£50 SAYS YOU'LL WATCH THIS Channel 4, Tuesday, Wednesday, Thursday
I BELIEVE it was Nick the Greek who said, "The next best thing to playing and winning, is playing and losing". I believe this because somebody told me during the course of Channel 4's documentary on gambling, £50 Says You'll Watch This. Apart from having one of the greatest TV show titles of all time, this three-part programme was run over consecutive nights, instantly endearing itself to TV columnists across the land.
It was hosted by Hardeep Singh Kohli, a Sikh from Glasgow and an avowed betting enthusiast. He set out with £7,000 of "his own money" on a gambling adventure across the world. Well, Britain and Vegas. Kohli was a charming host, although not quite as drily amusing as he appeared to think. He certainly didn't have the requisite charm to make bad grammar funny, calling Las Vegas the "most gamblingest city in the world" and more than once using a variation on the line "more glitz and glamour than a. . em glitzy glamorous thing", causing the more itchy triggerfingered to be tempted towards the re-runs of Blackadder on UKTV Gold.
Similarly, he was not the gambling expert he had convinced himself he just might be, which seemed to make him the ideal host for a show that investigated how gambling has now entered the mainstream in Britain. If you'll indulge us the downmarket phraseology, a whopping £53bn is being wagered by the clued up and the clueless each year across the water, with more than 70% of the population admitting to being regular gamblers.
Kohli had none of the hallmarks of a sports bettor, his fix was poker, which he claimed to play every Sunday with friends. These 'friends', once we sat in on a game, were seemingly made up of comedians, writers, actors, and TV presenters, a low-key luvvie-in of ridiculous proportions. I'm not saying these people don't socialise, but they clearly weren't friends, not in the true sense of the word. How do I know? They showed each other their hands after they had bluffed. Real friends would never do that.
Kohli then set off for the States to take part in a poker-based reality TV show.
He was clearly out of his depth against proven professionals and, after losing his first game, used the F-word in frustration. The rest of the table winced in embarrassment, with one player, Phil Laak, becoming downright hostile, hoping that his mother wouldn't have to hear such language. Considering the reality show clearly wasn't live, presumably his mother has some sort of deadly aversion to beeping noises. Of course, it may all have been a charade, designed to humiliate Kohli and put him off whatever game he had. If so, it worked extremely well. If not, what a bunch of dicks, and I hope Laak's mother is reading this.

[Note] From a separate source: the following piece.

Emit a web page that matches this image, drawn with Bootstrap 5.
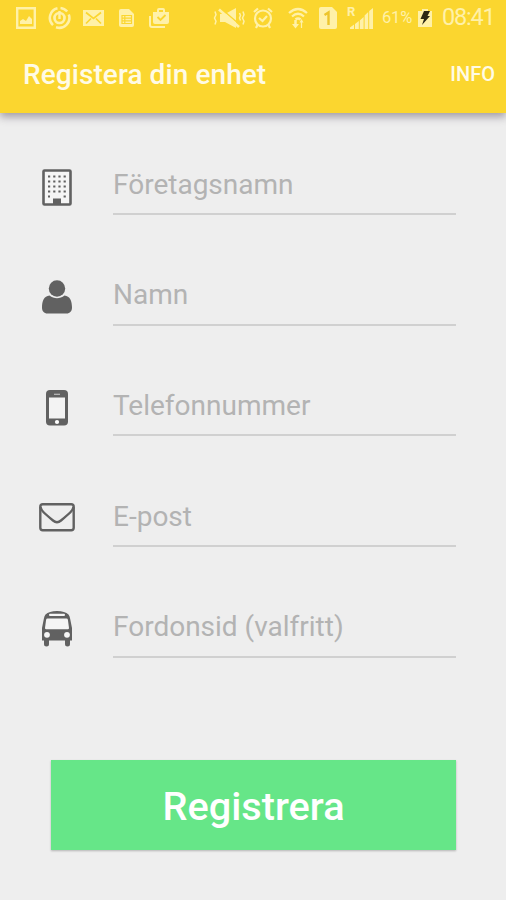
<!DOCTYPE html>
<html lang="sv">
<head>
<meta charset="utf-8">
<meta name="viewport" content="width=device-width, initial-scale=1">
<title>Registera din enhet</title>
<link href="https://cdn.jsdelivr.net/npm/bootstrap@5.3.0/dist/css/bootstrap.min.css" rel="stylesheet">
<style>
body{font-family:Roboto,sans-serif;background:#eee;height:900px;overflow:hidden}
svg{display:block;flex:none}
.app-top{background:#fbd62f;height:113px;box-shadow:0 4px 8px rgba(70,60,80,.45)}
.status{height:35px;color:#fff1a8;padding-left:16px;padding-right:12px}
.left-icons{gap:12px}
.wifi{margin-left:15px}
.sim{margin-left:11px}
.signal{margin-left:10px}
.pct{font-size:16.5px;letter-spacing:-.2px;width:36px;line-height:37px}
.clock{font-size:23.5px;width:52px;margin-left:10px;line-height:37px;letter-spacing:-1.2px}
.title-row{height:78px;padding-left:23px;padding-right:11px;color:#fffbe6}
.title-row h1{font-size:28px;font-weight:500;line-height:36px;padding-top:1px;letter-spacing:.08px}
.title-row a{font-size:20px;font-weight:500;color:#fffbe6}
.fields{padding:47.5px 50px 0 32px}
.field-row{height:110.7px}
.icon-box{width:50px;height:54px;color:#616161;padding-bottom:2px}
.icon-box.tall{padding-bottom:0;padding-top:1px}
.icon-box.mail{padding-bottom:4px}
.field-row .form-control{margin-left:31px;height:54.5px;padding:0 0 5.5px;font-size:28px;line-height:44px;border-bottom:2px solid #d0d0d0;color:#666;box-shadow:none}
.field-row .form-control::placeholder{color:#b3b3b3;opacity:1}
.send{margin:46px 50px 0 51px;height:90px;background:#66e688;color:#fff;font-size:39.700px;font-weight:500;box-shadow:0 1px 2px rgba(0,0,0,.25);padding:3px 0 0}
.send:hover{background:#5add7d;color:#fff}
</style>
</head>
<body>
<header class="app-top position-relative">
  <div class="status d-flex align-items-center justify-content-between">
    <div class="left-icons d-flex align-items-center">
      <svg width="20" height="22" viewBox="0 0 20 22"><path fill="none" stroke="currentColor" stroke-width="2.4" d="M1.2 1.2h17.6v19.6H1.2z"/><path fill="currentColor" d="M4 17v-3l3-2 3 2 3-5 3 3v5z"/></svg>
      <svg width="23" height="24" viewBox="0 0 23 24" fill="none" stroke="currentColor"><path stroke-width="2.500" d="M9.500 2.200A10 10 0 0 0 5 19.200M8 21.200A10 10 0 0 0 20.800 8.500M19.200 5.500A10 10 0 0 0 12.500 2"/><circle cx="11.500" cy="12" r="5" stroke-width="2.700"/><path stroke-width="2.400" d="M11.500 5v8"/></svg>
      <svg width="21" height="16" viewBox="0 0 21 16"><path fill="currentColor" d="M0 0h21v16H0z"/><path fill="none" stroke="#fbd62f" stroke-width="1.700" d="M3 2.500l7.500 6 7.500-6M3 13.500l5-5M18 13.500l-5-5"/></svg>
      <svg width="20" height="20" viewBox="0 0 20 20"><path fill="currentColor" d="M5 1h8l5 5v11a2 2 0 0 1-2 2H5a2 2 0 0 1-2-2V3a2 2 0 0 1 2-2z"/><path fill="none" stroke="#fbd62f" stroke-width="1.200" d="M6 7.500h9.500v8H6zM6 10.200h9.500M6 12.800h9.500M8.800 8v7"/></svg>
      <svg width="22" height="22" viewBox="0 0 22 22"><path fill="currentColor" d="M5 5h4V3q0-2 2-2h4q2 0 2 2v2h4v10q0 2-2 2H7q-2 0-2-2zM11 3v2h4V3z" fill-rule="evenodd"/><path fill="none" stroke="currentColor" stroke-width="2" d="M2 9v9q0 2 2 2h13"/><path fill="none" stroke="#fbd62f" stroke-width="1.800" d="M9.500 10l3 3 5-5"/></svg>
    </div>
    <div class="d-flex align-items-center">
      <svg width="32" height="22" viewBox="0 0 32 22"><path fill="currentColor" d="M7 7h5l11-6v20l-11-6H7z"/><path stroke="#fbd62f" stroke-width="1.500" d="M8 1.500l18 15.500"/><path fill="none" stroke="currentColor" stroke-width="2.600" d="M6 2.500l20 17.500"/><path fill="none" stroke="currentColor" stroke-width="1.500" d="M2 4.500l1 3.200-1.500 3.300 1.500 3.300-1 3.200M26.500 6l1 2.500-1 2.500 1 2.500M30 4.500l1 3.200-1.500 3.300 1.500 3.300-1 3.200"/></svg>
      <svg class="ms-2" width="20" height="22" viewBox="0 0 20 22" fill="none" stroke="currentColor"><circle cx="10" cy="11.500" r="8" stroke-width="2.200"/><path stroke-width="2.200" d="M1 5l4-3.500M19 5l-4-3.500M4.500 18l-1.500 3M15.500 18l1.500 3M6 11l3.500 3 4.500-5"/></svg>
      <svg class="wifi" width="20" height="22" viewBox="0 0 20 22" fill="none" stroke="currentColor"><path stroke-width="2.200" d="M1 6q9-8 18 0M4 9.500q6-5.500 12 0"/><path stroke-width="2.500" d="M7.500 12.500q2.500-2 5 0"/><path stroke-width="2.500" d="M7.500 13v5"/><path stroke-width="1.200" d="M13.500 21v-7"/><path fill="currentColor" stroke="none" d="M4 17h7l-3.500 4.500zM11.500 15.500l2-3.500 2 3.500z"/></svg>
      <svg class="sim" width="18" height="22" viewBox="0 0 18 22"><path fill="currentColor" d="M2 0h11l5 5v15q0 2-2 2H2q-2 0-2-2V2q0-2 2-2z"/><path fill="none" stroke="#edc52b" stroke-width="2.400" d="M5.500 8L9.500 5.500V18"/></svg>
      <svg class="signal" width="27" height="26" viewBox="0 0 27 26"><text x="0" y="11" font-size="13" font-weight="700" fill="currentColor">R</text><path fill="currentColor" d="M3 24v-1.500l4-3V24zM8 19l3.800-3v8H8zM12.800 15.500l3.800-3.500v12h-3.800zM17.600 10.500l3.600-3.500v17h-3.600zM22.200 6L26 3v21h-3.800z"/></svg>
      <span class="pct ms-2">61%</span>
      <svg width="14" height="20" viewBox="0 0 14 20"><path fill="currentColor" d="M4 1h6v2h4v16H0V3h4z"/><path fill="#2c2714" d="M6 3h6L9.500 8H12L4 17l2-6H2.500z"/></svg>
      <span class="clock">08:41</span>
    </div>
  </div>
  <div class="title-row d-flex align-items-center justify-content-between">
    <h1 class="mb-0">Registera din enhet</h1>
    <a class="text-decoration-none" href="#">INFO</a>
  </div>
</header>
<form>
  <div class="fields">
    <div class="field-row d-flex">
      <div class="icon-box tall flex-shrink-0 d-flex align-items-center justify-content-center">
        <svg width="30" height="38" viewBox="0 0 30 38"><rect x="1.500" y="1.500" width="27" height="34" rx="1" fill="#f5f5f5" stroke="currentColor" stroke-width="2.600"/><path fill="none" stroke="currentColor" stroke-width="2.200" stroke-dasharray="2.200 3" d="M6 7.500h18M6 12.500h18M6 17.500h18M6 22.500h18"/><path fill="currentColor" d="M6 26.500h2v2H6zM21.600 26.500h2.200v2h-2.200zM11 29.500h8V36h-8z"/></svg>
      </div>
      <input class="form-control bg-transparent border-top-0 border-start-0 border-end-0 rounded-0" type="text" placeholder="Företagsnamn" aria-label="Företagsnamn">
    </div>
    <div class="field-row d-flex">
      <div class="icon-box flex-shrink-0 d-flex align-items-center justify-content-center">
        <svg width="30" height="34" viewBox="0 0 30 34" fill="currentColor"><path d="M7.500 15.500C2 16 0 21 0 27.500 0 31 2 33.500 5.500 33.500h19c3.500 0 5.500-2.500 5.500-6C30 21 28 16 22.500 15.500 18 19 12 19 7.500 15.500z"/><circle cx="15" cy="8.500" r="8.200"/></svg>
      </div>
      <input class="form-control bg-transparent border-top-0 border-start-0 border-end-0 rounded-0" type="text" placeholder="Namn" aria-label="Namn">
    </div>
    <div class="field-row d-flex">
      <div class="icon-box flex-shrink-0 d-flex align-items-center justify-content-center">
        <svg width="22" height="36" viewBox="0 0 22 36"><rect width="22" height="35.500" rx="4" fill="currentColor"/><path fill="#f3f3f3" d="M3 7.500h16v21H3z"/><path stroke="#bbb" stroke-width="1.200" d="M8 4.300h6"/><circle cx="11" cy="32" r="2.100" fill="#fff"/></svg>
      </div>
      <input class="form-control bg-transparent border-top-0 border-start-0 border-end-0 rounded-0" type="tel" placeholder="Telefonnummer" aria-label="Telefonnummer">
    </div>
    <div class="field-row d-flex">
      <div class="icon-box mail flex-shrink-0 d-flex align-items-center justify-content-center">
        <svg width="36" height="30" viewBox="0 0 36 30" fill="none" stroke="currentColor" stroke-width="2.400"><rect x="1.300" y="1.300" width="33.400" height="26" rx="2.500"/><path d="M1.500 4C2 7.500 5 10 14 17.500q4 3.500 8 0C31 10 34 7.500 34.500 4"/></svg>
      </div>
      <input class="form-control bg-transparent border-top-0 border-start-0 border-end-0 rounded-0" type="email" placeholder="E-post" aria-label="E-post">
    </div>
    <div class="field-row d-flex">
      <div class="icon-box flex-shrink-0 d-flex align-items-center justify-content-center">
        <svg width="32" height="36" viewBox="0 0 32 36"><path fill="currentColor" d="M4.500 3.500Q8 0 16 0t11.500 3.500q1.200 1.500 1.600 4L31 17v12.500h-2V33q0 2.500-2.500 2.500T24 33v-3.500H8V33q0 2.500-2.500 2.500T3 33v-3.500H1V17L2.900 7.500q.4-2.500 1.600-4z"/><path fill="#f5f5f5" d="M9 2.800h14q1 0 1 1.100T23 5H9Q8 5 8 3.900t1-1.100zM6.500 7.500h19q1.200 0 1.400 1.200L28 17q0 1.300-1.200 1.300H5.200Q4 18.300 4 17l1.100-8.300q.2-1.200 1.400-1.200z"/><circle cx="6" cy="23.800" r="2.900" fill="#f5f5f5"/><circle cx="26" cy="23.800" r="2.900" fill="#f5f5f5"/></svg>
      </div>
      <input class="form-control bg-transparent border-top-0 border-start-0 border-end-0 rounded-0" type="text" placeholder="Fordonsid (valfritt)" aria-label="Fordonsid (valfritt)">
    </div>
  </div>
  <div class="d-grid">
    <button class="send btn border-0 rounded-0" type="button">Registrera</button>
  </div>
</form>
<script src="https://cdn.jsdelivr.net/npm/bootstrap@5.3.0/dist/js/bootstrap.bundle.min.js"></script>
</body>
</html>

Kohli also managed to be humiliated by an upper-class backgammon group ("The superior player will always triumph, " said their leader, in a voice that could colonise lesser countries in an instant) and an unsavoury millionaire poker player, who bet Kohli $1000 that he wouldn't walk into his pool fully clothed, right up to his turban. Whatever sympathy I had for our host was lost when he visited the home of Brian Zimbik, a man who once had breast implants for a $100,000 bet (he still has them, and if you've seen them you probably haven't slept since either). Zimbik challenged Kohli to a game of table tennis for money, with Kohli believing the claim that his opponent wasn't very good. Zimbik, of course, was a table tennis teacher and had beaten a world champion.
Kohli got soundly spanked, only later noticing the table tennis training machine in the corner.
How this guy got £7,000 in the first place is anybody's guess.
Finally, and to the programme's credit, they went in search of gambling's darker side, speaking to a man who had bankrupted four businesses and tried to commit suicide because of his compulsion. We were also given a horrifying peek into the world of the slot zombies, those in Vegas who can spend days vacantly pumping change into machines in the hope of a payout. One man had come to Vegas with a wife and $7,000, and now had little more than his baseball cap and moustache. He was doing labour for $35 a day, just enough to give him a few more bits of change to feed the monster.
As a professor of gambling pointed out, with all the psychological tactics that casinos employ through sound and vision, these people aren't constantly losing, they're constantly nearly winning.
There were some brief fascinations as Kohli looked at the science of the fixation, discovering that a certain channel of the brain was being utilised, producing dopimine - the same channel, incidentally, that heroin and nicotine wander up once they get inside your head. There were also claims that the frowns traditionally fixed upon gambling are derived from the Protestant work ethic, the idea of somebody rich becoming poor overnight and vice versa being seen as a threat to a stable society.
Ultimately though, the programme was a busted flush. It might have benefitted from a three-week run, as the repetition from show to show became more than a little irritating. The hardened gambler would have discovered nothing new, while the casual punter might have found three hours tough going; the whole hour devoted to poker being particularly indulgent.